**DATASET CONTENT**:
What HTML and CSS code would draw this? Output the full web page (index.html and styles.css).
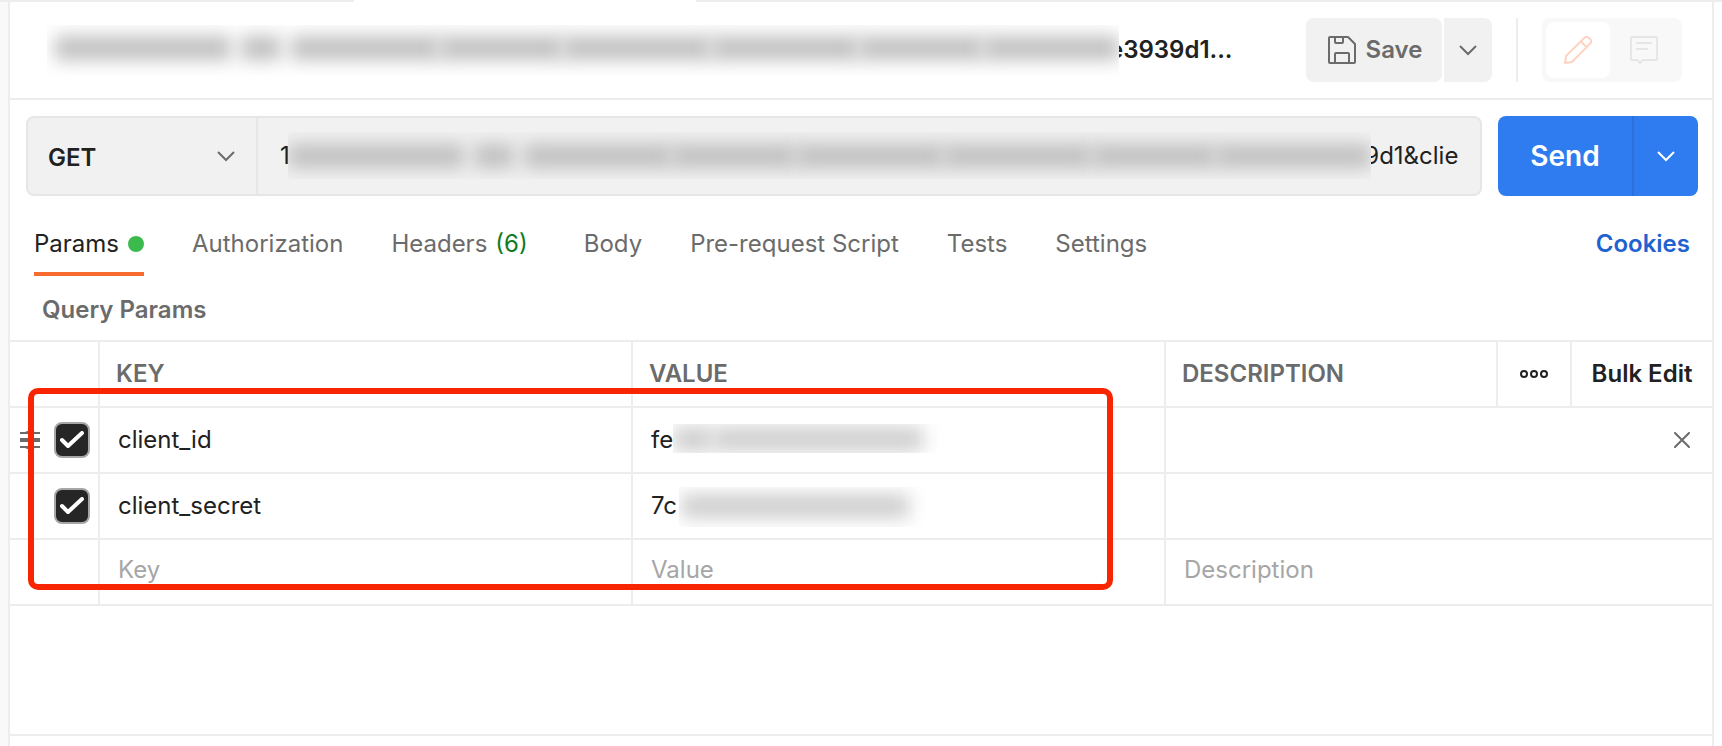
FILE: index.html
```html
<!DOCTYPE html>
<html lang="en">
<head>
    <meta charset="UTF-8">
    <meta name="viewport" content="width=device-width, initial-scale=1.0">
    <title>Request</title>
    <link rel="stylesheet" href="styles.css">
</head>
<body>
    <div class="tab-strip">
        <span class="tab-before"></span>
        <span class="tab-active"></span>
        <span class="tab-after"></span>
    </div>

    <main class="panel">
        <header class="request-header">
            <h1 class="request-title">
                <span class="mask mask-title"><i class="w5"></i><i class="w1"></i><i class="w4 join"></i><i class="w3 join"></i><i class="w4 join"></i><i class="w4 join"></i><i class="w3 join"></i><i class="rest"></i></span>
                <span class="title-text">e3939d1...</span>
            </h1>
            <div class="save-group">
                <button class="btn save-btn">
                    <svg width="28" height="28" viewBox="0 0 28 28" fill="none" stroke="currentColor" stroke-width="2" stroke-linejoin="round">
                        <path d="M1 2a1 1 0 0 1 1-1h18l7 7v18a1 1 0 0 1-1 1H2a1 1 0 0 1-1-1z"/>
                        <path d="M7 1v5a1 1 0 0 0 1 1h6a1 1 0 0 0 1-1V1M7 27V18a1 1 0 0 1 1-1h12a1 1 0 0 1 1 1v9"/>
                    </svg>
                    Save
                </button>
                <button class="btn save-more" aria-label="Save options">
                    <svg class="chevron" width="18" height="12" viewBox="0 0 18 12"><path d="M1 2l8 8 8-8"/></svg>
                </button>
            </div>
            <span class="separator"></span>
            <div class="mode-toggle">
                <button class="mode active" aria-label="Build">
                    <svg width="28" height="28" viewBox="0 0 28 28" fill="none" stroke="currentColor" stroke-width="2" stroke-linejoin="round">
                        <path d="M1 27l1-7L20.500 1.800a3 3 0 0 1 4.200 0l1.500 1.500a3 3 0 0 1 0 4.200L8 26zM17 5.500l5.500 5.500"/>
                    </svg>
                </button>
                <button class="mode" aria-label="Comments">
                    <svg width="28" height="28" viewBox="0 0 28 28" fill="none" stroke="currentColor" stroke-width="2" stroke-linejoin="round">
                        <path d="M2 1h24a1 1 0 0 1 1 1v21a1 1 0 0 1-1 1H13l-3 3-3-3H2a1 1 0 0 1-1-1V2a1 1 0 0 1 1-1zM6 7h16M6 13h12"/>
                    </svg>
                </button>
            </div>
        </header>

        <form class="request-bar" onsubmit="return false">
            <div class="url-group">
                <div class="method">
                    <select class="method-select" aria-label="Method">
                        <option>GET</option>
                        <option>POST</option>
                        <option>PUT</option>
                        <option>DELETE</option>
                    </select>
                    <svg class="chevron" width="18" height="12" viewBox="0 0 18 12"><path d="M1 2l8 8 8-8"/></svg>
                </div>
                <div class="url">
                    <input class="url-input" type="text" aria-label="Request URL" value="1xxxxxxxxxxxx xxx xxxxxxxxxxxxxxxxxxxxxxxxxxxxxxxxxxxxxx_xxxxxxxxxxxxx_xxxxxxxxxxx009d1&amp;client_secret">
                    <span class="mask mask-url"><i class="w5"></i><i class="w1"></i><i class="w4 join"></i><i class="w3 join"></i><i class="w4 join"></i><i class="w4 join"></i><i class="w3 join"></i><i class="rest"></i></span>
                </div>
            </div>
            <div class="send-group">
                <button class="send-btn">Send</button>
                <button class="send-more" aria-label="Send options">
                    <svg class="chevron" width="18" height="12" viewBox="0 0 18 12"><path d="M1 2l8 8 8-8"/></svg>
                </button>
            </div>
        </form>

        <nav class="tabs">
            <a class="tab current" href="#params">Params<span class="dot"></span></a>
            <a class="tab" href="#authorization">Authorization</a>
            <a class="tab tab-headers" href="#headers">Headers <span class="count">(6)</span></a>
            <a class="tab" href="#body">Body</a>
            <a class="tab" href="#pre-request">Pre-request Script</a>
            <a class="tab" href="#tests">Tests</a>
            <a class="tab" href="#settings">Settings</a>
            <a class="cookies" href="#cookies">Cookies</a>
        </nav>

        <section class="params" id="params">
            <h2 class="section-title">Query Params</h2>
            <div class="table-wrap">
                <table class="params-table">
                    <colgroup>
                        <col class="col-check">
                        <col>
                        <col>
                        <col class="col-desc">
                        <col class="col-more">
                        <col class="col-bulk">
                    </colgroup>
                    <thead>
                        <tr>
                            <th></th>
                            <th>KEY</th>
                            <th>VALUE</th>
                            <th>DESCRIPTION</th>
                            <th class="center">
                                <button class="plain" aria-label="Columns">
                                    <svg width="28" height="8" viewBox="0 0 28 8" fill="none" stroke="currentColor" stroke-width="2">
                                        <circle cx="4" cy="4" r="3"/><circle cx="14" cy="4" r="3"/><circle cx="24" cy="4" r="3"/>
                                    </svg>
                                </button>
                            </th>
                            <th class="center"><button class="plain">Bulk Edit</button></th>
                        </tr>
                    </thead>
                    <tbody>
                        <tr>
                            <td>
                                <div class="row-tools">
                                    <svg class="grip" width="20" height="20" viewBox="0 0 20 20">
                                        <path d="M0 2h5l5-2 5 2h5v2H0zM0 8h20v4H0zM0 16h20v2h-5l-5 2-5-2H0z"/>
                                    </svg>
                                    <label class="check">
                                        <input type="checkbox" aria-label="Use client_id" checked>
                                        <svg width="24" height="18" viewBox="0 0 24 18"><path d="M2 9l6 6L22 2"/></svg>
                                    </label>
                                </div>
                            </td>
                            <td><input class="cell-input" type="text" aria-label="Key 1" value="client_id"></td>
                            <td class="masked"><input class="cell-input" type="text" aria-label="Value 1" value="fe"><span class="mask mask-id"><i class="w1 join"></i><i class="rest"></i></span></td>
                            <td colspan="3">
                                <div class="desc-cell">
                                    <input class="cell-input" type="text" aria-label="Description 1">
                                    <button class="remove" aria-label="Remove">
                                        <svg width="16" height="16" viewBox="0 0 16 16" fill="none" stroke="currentColor" stroke-width="2" stroke-linecap="round"><path d="M1 1l14 14M15 1L1 15"/></svg>
                                    </button>
                                </div>
                            </td>
                        </tr>
                        <tr>
                            <td>
                                <div class="row-tools">
                                    <label class="check">
                                        <input type="checkbox" aria-label="Use client_secret" checked>
                                        <svg width="24" height="18" viewBox="0 0 24 18"><path d="M2 9l6 6L22 2"/></svg>
                                    </label>
                                </div>
                            </td>
                            <td><input class="cell-input" type="text" aria-label="Key 2" value="client_secret"></td>
                            <td class="masked"><input class="cell-input" type="text" aria-label="Value 2" value="7c"><span class="mask mask-secret"><i class="rest"></i></span></td>
                            <td colspan="3"><input class="cell-input" type="text" aria-label="Description 2"></td>
                        </tr>
                        <tr class="new-row">
                            <td></td>
                            <td><input class="cell-input" type="text" aria-label="New key" placeholder="Key"></td>
                            <td><input class="cell-input" type="text" aria-label="New value" placeholder="Value"></td>
                            <td colspan="3"><input class="cell-input" type="text" aria-label="New description" placeholder="Description"></td>
                        </tr>
                    </tbody>
                </table>
                <div class="highlight"></div>
            </div>
        </section>

        <footer class="panel-footer"></footer>
    </main>
</body>
</html>
```
FILE: styles.css
```css
* {
    box-sizing: border-box;
}
body {
    margin: 0;
    min-height: 100vh;
    display: flex;
    flex-direction: column;
    font-family: Inter, sans-serif;
    font-size: 24px;
    line-height: 32px;
    color: #212121;
    background: linear-gradient(to right, #f9f9f9 8px, #fff 8px);
}
button, input, select {
    font: inherit;
    color: inherit;
}
button {
    border: none;
    background: none;
    padding: 0;
    cursor: pointer;
}
a {
    color: inherit;
    text-decoration: none;
}
svg {
    display: block;
    flex: none;
}
.tab-strip {
    display: flex;
    height: 2px;
}
.tab-before {
    width: 354px;
    background: #ededed;
}
.tab-active {
    width: 342px;
    background: #fff;
}
.tab-after {
    flex: 1;
    background: #ededed;
}
.panel {
    flex: 1;
    display: flex;
    flex-direction: column;
    margin: 0 8px;
    border: 2px solid #ededed;
    border-width: 0 2px;
    background: #fff;
}
.chevron {
    fill: none;
    stroke: currentColor;
    stroke-width: 2;
    color: #6b6b6b;
}

/* redacted text: blurred bars, one per word */
.mask {
    display: flex;
    overflow: hidden;
    background: #fff;
}
.mask i {
    flex: none;
    height: 24px;
    margin-right: 10px;
    background: #bfbfbf;
    filter: blur(9px);
}
.mask .join {
    margin-right: 0;
}
.mask .rest {
    flex: 1;
    margin-right: 0;
}
.w1 {
    width: 40px;
}
.w3 {
    width: 124px;
}
.w4 {
    width: 148px;
}
.w5 {
    width: 176px;
}

/* header */
.request-header {
    display: flex;
    align-items: center;
    height: 98px;
    padding: 0 30px 0 37px;
    border-bottom: 2px solid #ededed;
}
.request-title {
    flex: 1;
    display: flex;
    align-items: center;
    margin: 0;
    font-size: 24px;
    font-weight: 600;
    white-space: nowrap;
}
.mask-title {
    z-index: 1;
    width: 1072px;
    height: 51px;
    padding: 11px 0 0 8px;
}
.title-text {
    margin-left: -10px;
}
.save-group {
    display: flex;
    gap: 2px;
}
.btn {
    display: flex;
    align-items: center;
    justify-content: center;
    gap: 10px;
    height: 64px;
    font-weight: 600;
    color: #6b6b6b;
    background: #f1f1f1;
}
.save-btn {
    width: 136px;
    padding-left: 2px;
    border-radius: 8px;
}
.save-more {
    width: 48px;
    border-radius: 0 8px 8px 0;
}
.separator {
    width: 2px;
    height: 64px;
    margin: 0 24px;
    background: #ededed;
}
.mode-toggle {
    display: flex;
    width: 140px;
    padding: 4px;
    border-radius: 8px;
    background: #f8f8f8;
}
.mode {
    display: flex;
    align-items: center;
    justify-content: center;
    width: 68px;
    height: 56px;
    border-radius: 8px;
    color: #e6e6e6;
}
.mode.active {
    width: 64px;
    color: #ffd3c4;
    background: #fff;
}

/* url bar */
.request-bar {
    display: flex;
    gap: 16px;
    padding: 16px 14px 0 16px;
}
.url-group {
    flex: 1;
    display: flex;
    height: 80px;
    border: 2px solid #e6e6e6;
    border-radius: 8px;
    background: #f1f1f1;
}
.method {
    display: grid;
    align-items: center;
    width: 230px;
    border-right: 2px solid #e6e6e6;
}
.method-select, .method .chevron {
    grid-area: 1 / 1;
}
.method-select {
    appearance: none;
    height: 76px;
    padding: 4px 20px 0;
    border: none;
    background: none;
    font-weight: 600;
}
.method .chevron {
    justify-self: end;
    margin-right: 21px;
    pointer-events: none;
}
.url {
    position: relative;
    flex: 1;
    display: flex;
    padding: 0 20px 0 22px;
}
.url-input {
    width: 100%;
    padding: 0;
    border: none;
    background: none;
}
.mask-url {
    position: absolute;
    left: 30px;
    right: 109px;
    top: 14px;
    height: 47px;
    padding-top: 12px;
    background: #f1f1f1;
}
.send-group {
    display: flex;
    width: 200px;
    border-radius: 8px;
    color: #fff;
    background: #2f7cf0;
}
.send-btn {
    flex: 1;
    font-size: 28px;
    font-weight: 600;
}
.send-more {
    display: flex;
    align-items: center;
    justify-content: center;
    width: 66px;
    border-left: 2px solid #2b70db;
}
.send-more .chevron {
    color: #fff;
}

/* tabs */
.tabs {
    display: flex;
    gap: 48px;
    margin-top: 18px;
    padding: 0 22px 0 24px;
}
.tab {
    display: flex;
    align-items: center;
    height: 62px;
    padding-top: 2px;
    border-bottom: 4px solid transparent;
    color: #6b6b6b;
}
.tab.current {
    gap: 9px;
    color: #212121;
    border-color: #f76b2e;
}
.tab-headers {
    gap: 8px;
    margin-right: 8px;
}
.dot {
    width: 16px;
    height: 16px;
    border-radius: 50%;
    background: #3dba4e;
}
.count {
    color: #0f7b22;
}
.cookies {
    margin-left: auto;
    padding-top: 14px;
    font-weight: 600;
    color: #1f62d0;
}

/* params table */
.params {
    flex: 1;
}
.section-title {
    margin: 0;
    padding: 18px 32px 14px;
    font-size: 24px;
    font-weight: 600;
    color: #6b6b6b;
}
.table-wrap {
    position: relative;
}
.params-table {
    width: 100%;
    table-layout: fixed;
    border-spacing: 0;
    border-top: 2px solid #ededed;
}
.col-check {
    width: 88px;
}
.col-desc {
    width: 332px;
}
.col-more {
    width: 74px;
}
.col-bulk {
    width: 142px;
}
th, td {
    height: 66px;
    padding: 0;
    border-left: 2px solid #ededed;
    border-bottom: 2px solid #ededed;
}
th:first-child, td:first-child {
    border-left: none;
}
th {
    padding-left: 16px;
    text-align: left;
    font-weight: 600;
    color: #6b6b6b;
}
th.center {
    padding: 0;
}
.plain {
    display: block;
    margin: 0 auto;
    font-weight: 600;
    color: #212121;
}
.cell-input {
    display: block;
    width: 100%;
    height: 64px;
    padding: 0 18px 2px;
    border: none;
    background: none;
}
.cell-input::placeholder {
    color: #a6a6a6;
    opacity: 1;
}
.new-row .cell-input {
    padding-bottom: 6px;
}
.masked {
    position: relative;
}
.masked .mask {
    position: absolute;
}
.masked .mask i {
    background: #cecece;
}
.mask-id {
    left: 40px;
    top: 16px;
    width: 290px;
    height: 29px;
    padding: 3px 40px 0 0;
}
.mask-secret {
    left: 46px;
    top: 13px;
    width: 270px;
    height: 40px;
    padding: 7px 40px 0 2px;
}
.desc-cell {
    display: flex;
    align-items: center;
    padding-right: 22px;
}
.remove {
    color: #6b6b6b;
}
.row-tools {
    display: flex;
    align-items: center;
    justify-content: flex-end;
    gap: 14px;
    padding-right: 8px;
}
.grip {
    fill: #6b6b6b;
}
.check {
    display: grid;
    place-items: center;
}
.check input, .check svg {
    grid-area: 1 / 1;
}
.check input {
    appearance: none;
    width: 36px;
    height: 36px;
    margin: 0;
    border: 2px solid #a6a6a6;
    border-radius: 8px;
}
.check input:checked {
    background: #262626;
}
.check svg {
    z-index: 1;
    fill: none;
    stroke: #fff;
    stroke-width: 4;
    stroke-linecap: round;
    stroke-linejoin: round;
    pointer-events: none;
}
.highlight {
    position: absolute;
    left: 18px;
    right: 599px;
    top: 48px;
    height: 202px;
    border: 6px solid #f92500;
    border-radius: 10px;
    pointer-events: none;
}
.panel-footer {
    height: 12px;
    border-top: 2px solid #ededed;
}
```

**EXERCISE**: Go through the data and gather every line that holds "index".

**REPLY**:
What HTML and CSS code would draw this? Output the full web page (index.html and styles.css).
FILE: index.html
    z-index: 1;
    z-index: 1;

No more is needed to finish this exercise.